Okay, street corner. I explain that I am meeting a friend in half an hour. He takes my hand, laces his fingers through mine and we begin to wander in the sun through art galleries and blossoming pedestrians. Conversation is as easy and warm as that first Hot Buttered Rum after a long day of skiing. Our steps align perfectly, we hold hands, make eye contact when we talk – the whole 9 yards. People watch us walk by. We joke about it a bit, because the connection between us was immediate and intimate, there is something here.
But “that” is not there.
Me being me, I have to give it a chance, try a few experiments to see if I can find it. I mean, really, this guy is gorgeous, smart, kind, wise, gentle, successful, I’d be an idiot not to at least want it to be there. I am mostly not an idiot. (Well, 60% of the time, I’m not an idiot, every time.) So, you name it. We are looking at art and he says that he can think of nothing but kissing me. So we kiss. Spectacular lips. All night, he is doing things like tucking my hair behind my ears, running his finger along my collarbone. Seriously, all women deserve to have a night in which a beautiful man treats her like this. To be looked at as if they are candy and listened to as if they contain the generous wisdom of ages. It was perfect.
And nothing. It’s not there.
And that made me so happy. So happy. Even at the time, it seemed to me that there was a hard-earned wisdom in being able to recognize the difference between chemistry and connection. To recognize that just because something looks perfect on the outside, doesn’t mean it resonates on the inside. That I don’t have to seize everything that passes by and horde it because I am not starving and there is no drought of opportunity out there.
But more than that, to have learned that I deserve to have what I want. Yes, it’s lovely to be wanted, my ego needs that as much as anyone’s. But it is not ultimately as nourishing as getting what I want.

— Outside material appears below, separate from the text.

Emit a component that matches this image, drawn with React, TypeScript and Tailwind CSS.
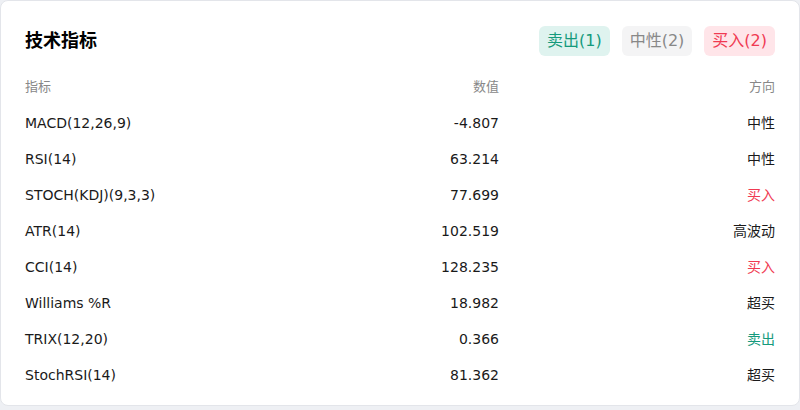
const rows = [
  { name: 'MACD(12,26,9)', value: '-4.807', dir: '中性', tone: 'n' },
  { name: 'RSI(14)', value: '63.214', dir: '中性', tone: 'n' },
  { name: 'STOCH(KDJ)(9,3,3)', value: '77.699', dir: '买入', tone: 'buy' },
  { name: 'ATR(14)', value: '102.519', dir: '高波动', tone: 'n' },
  { name: 'CCI(14)', value: '128.235', dir: '买入', tone: 'buy' },
  { name: 'Williams %R', value: '18.982', dir: '超买', tone: 'n' },
  { name: 'TRIX(12,20)', value: '0.366', dir: '卖出', tone: 'sell' },
  { name: 'StochRSI(14)', value: '81.362', dir: '超买', tone: 'n' },
]

const toneClass: Record<string, string> = {
  n: 'text-[#1a1a1a]',
  buy: 'text-[#f03a52]',
  sell: 'text-[#159a7c]',
}

export default function App() {
  return (
    <div className="h-[410px] w-[800px] bg-[#eef0f4] font-['DejaVu_Sans','Noto_Sans_CJK_SC',sans-serif]">
      <div className="h-[406px] rounded-lg border border-[#e3e5ea] bg-white px-6 pt-[25px]">
        <div className="mb-[13px] flex h-[30px] items-center justify-between">
          <h2 className="text-lg font-bold text-black">技术指标</h2>
          <div className="flex gap-3 text-base">
            <span className="flex h-[30px] items-center rounded-md bg-[#dff3ef] px-2 text-[#159a7c]">卖出(1)</span>
            <span className="flex h-[30px] items-center rounded-md bg-[#f4f4f5] px-2 text-[#888]">中性(2)</span>
            <span className="flex h-[30px] items-center rounded-md bg-[#ffe5e9] px-2 text-[#f03a52]">买入(2)</span>
          </div>
        </div>

        <div className="grid h-9 grid-cols-[1fr_1fr_276px] items-center text-[13px] text-[#888]">
          <span>指标</span>
          <span className="text-right">数值</span>
          <span className="text-right">方向</span>
        </div>

        {rows.map((r) => (
          <div key={r.name} className="grid h-9 grid-cols-[1fr_1fr_276px] items-center text-sm text-[#1a1a1a]">
            <span>{r.name}</span>
            <span className="text-right">{r.value}</span>
            <span className={`text-right ${toneClass[r.tone]}`}>{r.dir}</span>
          </div>
        ))}
      </div>
    </div>
  )
}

And what I want is chemistry. I want to not be able to control my thought patterns and impulses. I want to surrender to the unpredictable froth that bubbles up and creates something new, in defiance of logic, and drips into crevices of my soul that I didn’t know existed, much less needed nourishing.
It scares me. I’ve felt it a few times before, and in every case, I’ve been hurt. I’ve asked myself, “when will you learn?” in the past. I’ve changed the question, it’s now, “what did you learn?” I’ve learned that I want to risk it. I’ve learned that we discover the new things that we need on the boundaries of what we know. People are creatures of comfort, slightly xenophobic by nature. I’ve learned that I would rather risk it, wander on the edges of what I can interpret and predict. I would rather learn from loss than live in fear. I’ve learned that the experiment is a good one, just the ingredients need a little tweaking, I will get it right eventually.
Chemistry involves experimentation and caution. But you have to try things to discover things. And the most important part of “proceed with caution,” is proceed. Learn from your mistakes, redesign the tests, go again.
This man was so beautiful, in every way. But the chemistry wasn’t there. I thanked him for a beautiful, indeed a life-changing night, and said good bye. Then went home and did what I always do. Wrote. To someone I wanted to write to. Intensely.
And let all those chemical reactions run wild inside of myself, not to be shared, but to fuel me along my own process. The smallest spark is all it takes. I am not capable of controlling the things that stir inside of me. And I have learned that to squoosh and silence them causes me pain. Like all these crazy gasses cooped up in a tube with a tight stopper on it, something bad will happen. I would rather let it flow, and glow, and provide the back-lighting through which I appear triumphant and brave, in my own eyes.
It’s just chemistry, that’s all. You can’t fake it. You can’t fight it. And nothing happens without it.